Il romanzo è senza pretese, ma le tematiche che affronta non lo sono di certo. Le tre sorelle sono tre arabe, accolte con diffidenza in una comunità chiusa, osteggiate perchè la loro attività intralcia i progetti di Thomas McGuire, lo spaccone del paese, proprietario di una catena di birrerie. Il villaggio possiede tutti i tratti dei villaggi di provincia: le donne anziane che fanno cerchio ed escludono le nuove arrivate, soprattutto se straniere, i pettegolezzi, la classificazione delle persone anche solo sulla base dei sentito dire. La storia intreccia il desiderio di ricostruirsi una vita, di fuga da un passato difficile, all’amore fresco dei sedici anni di Layla. E insieme affronta il razzismo, le differenze culturali, la convivenza tra persone di nazionalità diverse e proveniente da culture e religioni differenti, la capacità di integrazione, la voglia di lavorare sodo di tre ragazze il cui passato viene svelato poco a poco, nel corso del libro, come se anche noi fossimo avventori del caffè a cui le protagoniste rivelano la propria storia quando si sentono pronte a farlo.
L’importanza della cucina, vera arte di Marjan e vero toccasana all’interno della storia, è sottolineata dal fatto che ogni capitolo si apre con una ricetta su cui poi le tre sorelle lavoreranno nelle pagine seguenti. E la forza del romanzo sta soprattutto, secondo me, in questo rapporto così stretto con il cibo, con la propria cucina, che è la più buona del mondo perchè è quella del proprio paese natale, e ricorda l’infanzia, i genitori, la famiglia, le proprie radici. Ho trovato a tratti commovente questo legame delle protagoniste con le spezie, le tradizioni, le ricette del proprio paese, soprattutto quando leggevo dell’ostilità, spesso immotivata, dei personaggi negativi. Il romanzo riesce a far sentire gli odori, e i sapori, e sembra di vederselo davanti agli occhi il Caffè Babilonia.

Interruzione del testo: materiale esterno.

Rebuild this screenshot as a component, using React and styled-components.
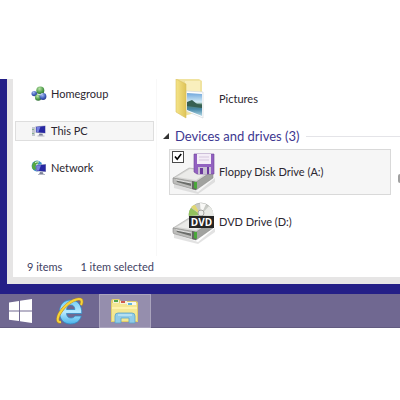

Come dicevo, la storia è senza pretese, anche piuttosto lineare e banale, se vogliamo. Ma è un modo per vedere l’integrazione degli stranieri, per chiedersi cosa sia stato a farli decidere di sradicarsi dal proprio paese, da cosa fuggano, in certi casi. Il romanzo tocca questi argomenti senza approfondirli troppo, e se questo da una parte può sembrare un difetto, dall’altra permette al lettore di rifletterci per conto proprio e giungere alle proprie conclusioni.
La lettura è stata estremamente piacevole, scorrevole, e anche interessante: mi sono copiata tutte le ricette del libro e magari un giorno o l’altro le proverò. Ma mi ha fatto venire anche voglia di conoscere meglio le tradizioni culinarie della mia città natale, e di conoscere quelle degli altri paesi del mondo. E mi ha strappato un sorriso nella descrizione così precisa degli usi e costumi di un piccolo villaggio. Li ho trovati talmente ben descritti che ci potevo riconoscere personaggi del mio paesello.
In definitiva, un romanzo godibilissimo, a cui magari manca una maggiore profondità nelle tematiche che si trova, volente o nolente, ad affrontare, ma che rimane comunque un romanzo carino e piacevole con cui trascorrere un pomeriggio.